Posted on August 30 2011

During Interspeech 2011, the 12th annual Conference of the International Speech Communication Association being held in Florence, Italy, from Aug. 28 to 31, researchers from Microsoft Research will present work that dramatically improves the potential of real-time, speaker-independent, automatic speech recognition.

Dong Yu, researcher at Microsoft Research Redmond, and Frank Seide, senior researcher and research manager with Microsoft Research Asia, have been spearheading this work, and their teams have collaborated on what has developed into a research breakthrough in the use of artificial neural networks for large-vocabulary speech recognition.

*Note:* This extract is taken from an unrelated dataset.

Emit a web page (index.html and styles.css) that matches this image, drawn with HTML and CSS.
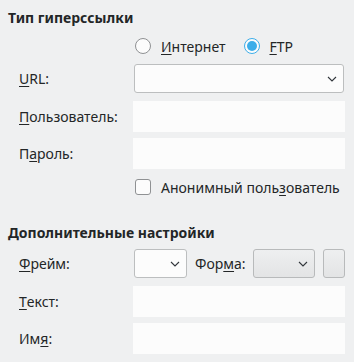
FILE: index.html
```html
<!DOCTYPE html>
<html>
<head>
<meta charset="utf-8">
<link rel="stylesheet" href="styles.css">
</head>
<body>
<div class="dialog">
  <div class="title t1">Тип гиперссылки</div>
  <div class="grid">
    <div class="radios">
      <label class="opt"><span class="radio"></span><span><u>И</u>нтернет</span></label>
      <label class="opt ftp"><span class="radio on"></span><span><u>F</u>TP</span></label>
    </div>

    <div class="lbl r-url"><u>U</u>RL:</div>
    <div class="combo wide r-url"><svg class="chev" width="10" height="6" viewBox="0 0 10 6"><path d="M1 1 L5 5 L9 1" fill="none" stroke="#31363b" stroke-width="1.1"/></svg></div>

    <div class="lbl r-user"><u>П</u>ользователь:</div>
    <div class="field r-user"></div>

    <div class="lbl r-pass">П<u>а</u>роль:</div>
    <div class="field r-pass"></div>

    <label class="opt check r-anon"><span class="box"></span><span>Анонимный поль<u>з</u>ователь</span></label>
  </div>

  <div class="title t2">Дополнительные настройки</div>
  <div class="grid grid2">
    <div class="lbl r-frame"><u>Ф</u>рейм:</div>
    <div class="framerow r-frame">
      <div class="combo small"><svg class="chev" width="10" height="6" viewBox="0 0 10 6"><path d="M1 1 L5 5 L9 1" fill="none" stroke="#31363b" stroke-width="1.1"/></svg></div>
      <span class="formlbl">Фор<u>м</u>а:</span>
      <div class="combo gray"><svg class="chev" width="10" height="6" viewBox="0 0 10 6"><path d="M1 1 L5 5 L9 1" fill="none" stroke="#31363b" stroke-width="1.1"/></svg></div>
      <div class="btn"></div>
    </div>

    <div class="lbl r-text"><u>Т</u>екст:</div>
    <div class="field r-text"></div>

    <div class="lbl r-name">Им<u>я</u>:</div>
    <div class="field r-name"></div>
  </div>
</div>
</body>
</html>
```

FILE: styles.css
```css
html, body {
  margin: 0;
  padding: 0;
  background: #eff0f1;
}
body {
  width: 354px;
  height: 362px;
  overflow: hidden;
  font-family: "Noto Sans", "Open Sans", sans-serif;
  font-size: 14px;
  color: #232627;
}
u {
  text-decoration: underline;
  text-decoration-thickness: 1px;
  text-underline-offset: 2px;
}
.dialog {
  padding: 9px 9px 0 8px;
}
.title {
  font-weight: bold;
  line-height: 18px;
  height: 18px;
}
.t2 {
  margin-top: 27px;
}
.grid {
  display: grid;
  grid-template-columns: 125px 212px;
  margin-top: 9px;
}
.grid2 {
  margin-top: 7px;
}
.radios {
  grid-column: 2;
  display: flex;
  height: 20px;
  align-items: center;
  padding-left: 2px;
}
.opt {
  display: flex;
  align-items: center;
  gap: 10px;
  height: 20px;
}
.ftp {
  margin-left: 19px;
  gap: 9px;
}
.radio {
  width: 14px;
  height: 14px;
  border: 1px solid #8f9193;
  border-radius: 50%;
  background: #fcfcfc;
  box-sizing: content-box;
  position: relative;
}
.radio.on {
  border-color: #3daee9;
}
.radio.on::after {
  content: "";
  position: absolute;
  left: 2px;
  top: 2px;
  width: 10px;
  height: 10px;
  border-radius: 50%;
  background: #3daee9;
}
.lbl {
  grid-column: 1;
  display: flex;
  align-items: center;
  padding-left: 11px;
  line-height: 18px;
}
.combo {
  height: 27px;
  border: 1px solid #bcbebf;
  border-radius: 3px;
  background: #fcfcfc;
  display: flex;
  align-items: center;
  justify-content: flex-end;
  box-sizing: content-box;
}
.combo .chev {
  margin-right: 6px;
}
.wide {
  grid-column: 2;
  margin: 0 1px;
}
.r-url { margin-top: 8px; }
.field {
  grid-column: 2;
  height: 31px;
  background: #fcfcfc;
}
.r-user { margin-top: 8px; }
.r-pass { margin-top: 6px; }
.check {
  grid-column: 2;
  margin-top: 8px;
  padding-left: 2px;
}
.box {
  width: 14px;
  height: 14px;
  border: 1px solid #8f9193;
  border-radius: 3px;
  background: #fcfcfc;
}
.framerow {
  grid-column: 2;
  display: flex;
  align-items: center;
  padding-left: 1px;
}
.small {
  width: 51px;
}
.formlbl {
  margin-left: 8px;
  width: 58px;
  white-space: nowrap;
}
.gray {
  width: 60px;
  background: linear-gradient(#eeeff0, #e3e4e5);
  border-color: #b8babb;
}
.btn {
  margin-left: 8px;
  width: 20px;
  height: 27px;
  border: 1px solid #b8babb;
  border-radius: 3px;
  background: linear-gradient(#eeeff0, #e3e4e5);
}
.r-text { margin-top: 8px; }
.r-name { margin-top: 6px; }
```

The Holy Grail of Speech Recognition

Commercially available speech-recognition technology is behind applications such as voice-to-text software and automated phone services. Accuracy is paramount, and voice-to-text typically achieves this by having the user “train” the software during setup and by adapting more closely to the user’s speech patterns over time. Automated voice services that interact with multiple speakers do not allow for speaker training because they must be usable instantly by any user. To cope with the lower accuracy, they either handle only a small vocabulary or strongly restrict the words or patterns that users can say.

The ultimate goal of automatic speech recognition is to deliver out-of-the-box, speaker-independent speech-recognition services—a system that does not require user training to perform well for all users under all conditions.